Friday, June 22, 2018

Unfinished Business Part Three: Maruta Fail

April 13, 2018
Photo of a Maruta used with permission and courtesy of David of David's Fishing Blog.
Tama River runs from Yamanashi 86 miles down through Tokyo and into Tokyo Bay.  In the upper stretches trout dominate whereas closer to the bay in the urban areas bass, carp, ayu, and maruta are found.  Maruta or Far Eastern Dace/Pacific Redfin are anadromous and in the spring they make their up the freshwater rivers to spawn.  And as any spawning fish they are in full color mode of blacks, oranges and whites.   Last year I had intended to fish for them but simply could not find the time.  This year I planned to catch one.
This would be my last full day in Japan before heading back to Taipei.  While maruta was never a primary objective for this trip it was on my radar as a secondary one.  My schedule to fish for them was open for two days only, the Monday I returned from the yamame trip, and the  day before I left Japan.  When I came home from Yamanashi I was too tired to head out and explore the Tama River despite Koji giving me some locations to fish.  So I would wait until Friday.  When I awoke that day at 6am I was debating whether or not to actually head out.  I looked out the window and the winds had already began to pick up.   After packing my luggage and then eating breakfast I left for the train station by 8.  Having only used this particular train station a handful of times years ago, I mistakenly took the wrong platform when my train arrived I realized my error and made my way up the stairs to cross the bridge to the other side.  One thing I soon will realize that it was a costly mistake not only as it cut into my fishing time but this train was only 30% full when the next train came it was already 60% full.  Meaning by the time I reached my destination 11 stops later it was going to be capacity.  By the time I reached my station it was at capacity I could barely exit the train.  I almost didn't make it out but I did and I walked the quarter mile or so to the water.

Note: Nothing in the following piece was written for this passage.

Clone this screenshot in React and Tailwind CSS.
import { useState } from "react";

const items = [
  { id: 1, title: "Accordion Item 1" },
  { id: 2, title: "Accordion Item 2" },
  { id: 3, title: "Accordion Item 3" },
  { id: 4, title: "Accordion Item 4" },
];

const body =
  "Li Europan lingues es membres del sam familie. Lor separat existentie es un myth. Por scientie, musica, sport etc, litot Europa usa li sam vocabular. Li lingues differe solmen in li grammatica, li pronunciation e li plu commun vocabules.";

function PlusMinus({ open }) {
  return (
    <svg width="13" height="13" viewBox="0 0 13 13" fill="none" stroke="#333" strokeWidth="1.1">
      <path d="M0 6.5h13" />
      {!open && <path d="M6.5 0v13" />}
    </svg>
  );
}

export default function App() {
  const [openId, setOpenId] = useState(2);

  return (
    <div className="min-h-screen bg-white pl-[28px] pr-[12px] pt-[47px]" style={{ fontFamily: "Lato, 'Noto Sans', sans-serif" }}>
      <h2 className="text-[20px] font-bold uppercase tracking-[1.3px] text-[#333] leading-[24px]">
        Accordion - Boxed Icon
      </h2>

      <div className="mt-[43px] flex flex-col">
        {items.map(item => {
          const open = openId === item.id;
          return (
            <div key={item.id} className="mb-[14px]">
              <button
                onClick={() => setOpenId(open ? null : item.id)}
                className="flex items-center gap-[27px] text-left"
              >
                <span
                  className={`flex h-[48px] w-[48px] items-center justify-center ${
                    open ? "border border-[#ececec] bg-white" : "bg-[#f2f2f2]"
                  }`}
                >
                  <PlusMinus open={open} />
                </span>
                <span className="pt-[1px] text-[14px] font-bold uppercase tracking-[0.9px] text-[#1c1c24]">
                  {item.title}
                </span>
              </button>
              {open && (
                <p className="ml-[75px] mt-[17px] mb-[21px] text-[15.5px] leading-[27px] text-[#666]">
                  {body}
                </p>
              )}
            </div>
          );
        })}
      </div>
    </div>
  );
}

I walked through the field and under the shade of trees I started to rig up and put on my waders.  By now the winds are howling and I now realize that this may be a act of futility armed only with a limp slow action 4 weight.  Desperately I searched the water for any signs of maruta but ripples caused by the winds would make that difficult.  On my first 100 yards I did see a fish cruising the shallows near the bank.  After several feeble attempts to make an accurate cast in the winds I soon realized it was a carp.  So I moved on.  I wanted a maruta and so carp would have to wait.  On my way up I found a dead fish in the shallows, at first I thought it may have been a maruta only to find that it was a fellow American, a smallmouth.  At one point I finally found a maruta (pictured above).  I must have made a hundred casts to him, some fairly decent ones despite the wind) but could not get him to bite.  I switched flies over a dozen times from various egg patterns of different color, size and weights then to streamers.  None entice the fish enough to even consider taking my offerings.  Eventually it moved in the depths and I could no longer track it and I moved on to the dam.
The dam is the end of the line for these spawning fish.  I had no intention of catching bedding fish but I decided to head that way as that was where all the fishermen were located.  I wanted to see if anyone had any luck.  Most of these anglers were ayu fishermen.  Ayu is a Japanese delicacy and once cooked is eat whole, innards and all.  How they are fished is typically using a caught ayu fish that is hooked and baited and thrown into a mix of them.  Since these fish are extremely territorial any fish that enters its territory with be met with a charge.  This how it hooks itself to the baited ayu.
But before I reached these fishermen though I managed to see a pod of clopping carp.  These fish were actively feeding without regard.  I've only seen clopping carp Stateside once before and it was for a very short window.  So I cut off my streamer and tied a black size 14 emerger fly that I hoped that I could see in the white foam line.
It was not long that I hooked on my first clooper in the over twelve pound range.  After battling it for several minutes and a number of times I nearly netted it it eventually came loose after I got too impatient and tried to pull it too hard.   This would continue three more times, all fish in the ten pound range before I had to call it quits.  Again all of these fish could have been landed easily had I had more appropriate carp gear.  One of my stiffer five weights could have made my life much easier not only with fighting the fish but also casting to it as well.
I ended the session at around 11 as I had many things I wanted to do before I fished later that night with Koji at Yokohama Bay for suzuki (Japanese Seabass).  So I made my way back to the shoreline.  While there I watched gear anglers attempt to catch maruta and the group of ayu fishermen patiently waiting for a bite.
As I was leaving the carp continued to tease me clopping without a care in the world.   I wish I allocated more time to fish here as there were literally hundreds of carp everywhere but it would not be this day.